Research by payments provider Klarna, carried out with 500 British retailers, has found that 53% of retailers say “always on” sales are damaging profits.

Retailers are under increasing pressure to discount to keep up with competition and rising customer expectations, and discounting is no longer confined to the traditional winter and summer sales. “The new rules of retail,” says Klarna, “mean discounting has become a fluid and unpredictable phenomenon – with over half (57%) of consumers expecting regular sales.” 

 11% of retailers said discounting cost them over £25,000 throughout 2017. The eCommerce channel is particularly vulnerable, with 56% of retailers saying the majority of their discounted transactions come from online trade.

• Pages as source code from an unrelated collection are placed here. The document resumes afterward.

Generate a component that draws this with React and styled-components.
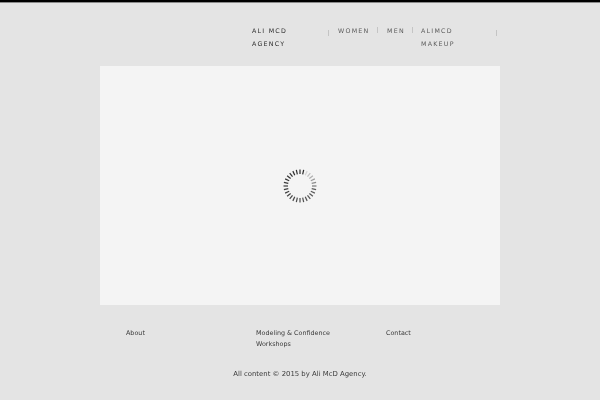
import React from 'react';
import styled, { createGlobalStyle } from 'styled-components';

const GlobalStyle = createGlobalStyle`
  html, body {
    margin: 0;
    padding: 0;
    background: #e4e4e4;
    font-family: "DejaVu Sans", sans-serif;
    text-rendering: geometricPrecision;
  }
`;

const Page = styled.div`
  width: 600px;
  height: 400px;
  overflow: hidden;
  border-top: 2px solid #000;
  box-sizing: border-box;
  will-change: transform;
`;

const Header = styled.header`
  height: 64px;
  padding: 24px 0 0 252px;
  box-sizing: border-box;
  display: flex;
  align-items: flex-start;
  box-shadow: inset 0 1px 0 #8a8a8a;
`;

const Brand = styled.a`
  width: 40px;
  margin-right: 36px;
  font-size: 6.3px;
  line-height: 12.5px;
  letter-spacing: 1.25px;
  color: #2c2c2c;
`;

const Nav = styled.nav`
  display: flex;
  align-items: flex-start;
`;

const NavItem = styled.a`
  display: block;
  width: ${p => p.$width}px;
  padding: 0 ${p => p.$gutter || 0}px 0 ${p => p.$inset || 9}px;
  box-sizing: border-box;
  font-size: 6.3px;
  line-height: 12.5px;
  letter-spacing: 1.25px;
  color: #5c5c5c;
`;

const Tick = styled.span`
  width: 1px;
  height: 6px;
  margin-top: ${p => (p.$low ? 4 : 1)}px;
  background: #c4c4c4;
`;

const Stage = styled.main`
  width: 400px;
  height: 239px;
  margin: 0 auto;
  background: #f4f4f4;
  display: flex;
  align-items: center;
  justify-content: center;
`;

const FooterNav = styled.div`
  margin: 23px 0 0 126px;
  display: grid;
  grid-template-columns: 130px 130px 80px;
`;

const FooterLink = styled.a`
  display: block;
  width: ${p => p.$width}px;
  font-size: 6.4px;
  line-height: 10.5px;
  color: #3a3a3a;
`;

const Copyright = styled.p`
  margin: 20px 0 0;
  text-align: center;
  font-size: 6.9px;
  line-height: 11px;
  color: #3a3a3a;
`;

const TICKS = 28;

const Spinner = () => (
  <svg width="36" height="36" viewBox="-18 -18 36 36">
    {Array.from({ length: TICKS }, (_, i) => {
      // fades out going round, the head sits just right of the top
      const k = (i + TICKS - 2) % TICKS;
      const shade = k < 6 ? 0.15 + (k / 6) * 0.5 : 0.7 + ((k - 6) / 22) * 0.25;
      return (
        <line
          key={i}
          x1="0"
          y1="-16.5"
          x2="0"
          y2="-12"
          stroke="#1a1a1a"
          strokeOpacity={shade}
          strokeWidth="1.2"
          transform={`rotate(${(i * 360) / TICKS})`}
        />
      );
    })}
  </svg>
);

export default function App() {
  return (
    <Page>
      <GlobalStyle />
      <Header>
        <Brand>ALI MCD AGENCY</Brand>
        <Nav>
          <Tick $low />
          <NavItem $width={48}>WOMEN</NavItem>
          <Tick />
          <NavItem $width={34}>MEN</NavItem>
          <Tick />
          <NavItem $width={83} $inset={8} $gutter={30}>ALIMCD MAKEUP</NavItem>
          <Tick $low />
        </Nav>
      </Header>
      <Stage>
        <Spinner />
      </Stage>
      <FooterNav>
        <FooterLink>About</FooterLink>
        <FooterLink $width={85}>Modeling &amp; Confidence Workshops</FooterLink>
        <FooterLink>Contact</FooterLink>
      </FooterNav>
      <Copyright>All content © 2015 by Ali McD Agency.</Copyright>
    </Page>
  );
}
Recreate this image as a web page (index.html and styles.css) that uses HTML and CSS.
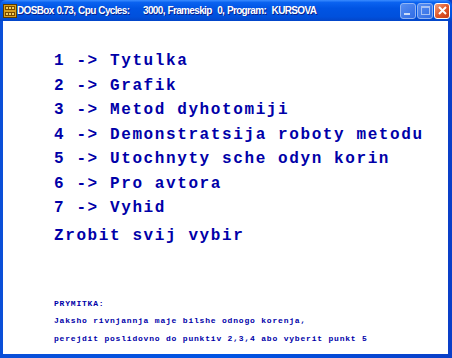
FILE: index.html
```html
<!DOCTYPE html>
<html lang="uk">
<head>
  <meta charset="UTF-8" />
  <title>DOSBox 0.73</title>
  <link rel="stylesheet" href="styles.css">
</head>
<body>
  <div class="window">
    <div class="titlebar">
      <svg class="app-icon" width="14" height="14" viewBox="0 0 14 14">
        <rect x="0" y="0" width="14" height="14" fill="#5a3a00"/>
        <rect x="1" y="1" width="12" height="12" fill="#d8a020"/>
        <rect x="2" y="2" width="10" height="4" fill="#7a4a00"/>
        <rect x="2" y="8" width="10" height="4" fill="#7a4a00"/>
        <rect x="3" y="3" width="2" height="2" fill="#f0d060"/>
        <rect x="6" y="3" width="2" height="2" fill="#f0d060"/>
        <rect x="9" y="3" width="2" height="2" fill="#f0d060"/>
        <rect x="3" y="9" width="2" height="2" fill="#f0d060"/>
        <rect x="6" y="9" width="2" height="2" fill="#f0d060"/>
        <rect x="9" y="9" width="2" height="2" fill="#f0d060"/>
      </svg>
      <span class="title">DOSBox 0.73, Cpu Cycles:     3000, Frameskip  0, Program:  KURSOVA</span>
      <div class="controls">
        <span class="ctl ctl-off"><i class="min-glyph"></i></span>
        <span class="ctl ctl-off"><i class="max-glyph"></i></span>
        <span class="ctl ctl-close">
          <svg width="9" height="9" viewBox="0 0 9 9"><path d="M1 1 L8 8 M8 1 L1 8" stroke="#fff" stroke-width="2"/></svg>
        </span>
      </div>
    </div>

    <div class="screen">
      <ul class="menu">
        <li>1 -&gt; Tytulka</li>
        <li>2 -&gt; Grafik</li>
        <li>3 -&gt; Metod dyhotomiji</li>
        <li>4 -&gt; Demonstratsija roboty metodu</li>
        <li>5 -&gt; Utochnyty sche odyn korin</li>
        <li>6 -&gt; Pro avtora</li>
        <li>7 -&gt; Vyhid</li>
      </ul>
      <p class="prompt">Zrobit svij vybir</p>

      <div class="note">
        <p>PRYMITKA:</p>
        <p>Jaksho rivnjannja maje bilshe odnogo korenja,</p>
        <p>perejdit poslidovno do punktiv 2,3,4 abo vyberit punkt 5</p>
      </div>
    </div>
  </div>
</body>
</html>
```

FILE: styles.css
```css
body {
  margin: 0;
  padding: 0;
  background: #fff;
}
.window {
  width: 452px;
  height: 358px;
  display: flex;
  flex-direction: column;
  background: linear-gradient(to right, #0a4fd8, #0054e3 50%, #0a3fc8);
}
.titlebar {
  height: 21px;
  display: flex;
  align-items: center;
  padding: 0 2px 0 3px;
  background: linear-gradient(to bottom, #3a8cff 0%, #0a62f0 12%, #0054e3 40%, #0050dc 80%, #0345c8 100%);
  border-radius: 6px 6px 0 0;
}
.app-icon {
  flex: none;
  margin-right: 0;
}
.title {
  flex: 1;
  color: #fff;
  font: bold 10px "Liberation Sans", "DejaVu Sans", sans-serif;
  letter-spacing: -0.65px;
  word-spacing: 0.6px;
  white-space: pre;
  overflow: hidden;
  text-shadow: 1px 1px 0 #0a1e8a;
}
.controls {
  display: flex;
  gap: 1px;
}
.ctl {
  width: 16px;
  height: 16px;
  border: 1px solid #fff;
  border-radius: 3px;
  box-sizing: border-box;
  display: flex;
  align-items: center;
  justify-content: center;
}
.ctl-off {
  background: linear-gradient(135deg, #6c9cf4, #3d74e8);
  border-color: #b4ccf8;
  opacity: 0.8;
}
.ctl-close {
  background: linear-gradient(135deg, #f0a080, #e0582a 50%, #c83a14);
}
.min-glyph {
  display: block;
  width: 6px;
  height: 2px;
  background: #fff;
  margin-top: 6px;
  margin-right: 3px;
}
.max-glyph {
  display: block;
  width: 7px;
  height: 6px;
  border: 1px solid #d0dcf8;
  border-top-width: 2px;
}
.screen {
  flex: 1;
  margin: 0 4px 4px 3px;
  background: #fff;
  padding: 28px 0 0 51px;
  color: #0000a8;
  font-family: "Liberation Mono", "DejaVu Sans Mono", monospace;
  font-weight: bold;
}
.menu {
  list-style: none;
  margin: 0;
  padding: 0;
}
.menu li {
  font-size: 16px;
  line-height: 24.5px;
  letter-spacing: 1.6px;
  white-space: pre;
}
.prompt {
  margin: 3px 0 0;
  font-size: 16px;
  line-height: 24px;
  letter-spacing: 1.6px;
}
.note {
  margin-top: 47px;
}
.note p {
  margin: 0;
  font-size: 8px;
  line-height: 17.5px;
  letter-spacing: 0.8px;
  white-space: pre;
}
```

Luke Griffiths, Managing Director at Klarna UK, said: “Discounting can be a significant source of stress for retailers of all sizes – from the impact on profits to the operational difficulties that come with managing sales activity. Many merchants will discount to shift unwanted stock, so part of the solution is to make better, more educated purchasing decisions. But our research also shows how retailers can win over customers without slashing prices. Instead of discounting, merchants would do well to focus on perfecting the customer journey.”

Of consumers surveyed, 18%  said they only shop when there is a sale on – with 23% of millennials 25-34 year olds) and 22% of gen Z (16-24 year olds) most likely to wait for sales to shop, compared to 11% of over 55s. But 28% consumers say sales are too stressful and avoid them altogether, so there are benefits for retailers looking to break out of the discounting cycle by providing a better customer journey. 

45% of consumers said they would more likely to shop if they were sent a personalised offer, and, there is also evidence that constant sales and discounting can damage brand value and perception: 25% of consumers say they are less likely to shop regularly with a retailer who always has sales on, and 38% say that constant sales make a brand look cheap and unfashionable.  

Andy Mulcahy, Strategy and Insight Director at IMRG, added: “In recent years, events such as Black Friday have instilled in shoppers’ minds the idea that there are times of year when desirable product ranges – as distinct from the excess stock that is typically reduced to clear during seasonal sales periods – will have their prices slashed. The impact of this was particularly apparent in October 2017, when heavy discounts were already available across multiple retailers, as they tried to stimulate activity among shoppers who were holding out for Black Friday. Using discounting as a means for triggering activity is nothing new, the difference today is that it seems to be more regular and more widespread than was the case previously. That said, getting the basics right – selling items that genuinely appeal to the target demographic, optimising areas of the experience, providing leading service – remains the most effective method for increasing sales in a way that is far less reliant on discounting.”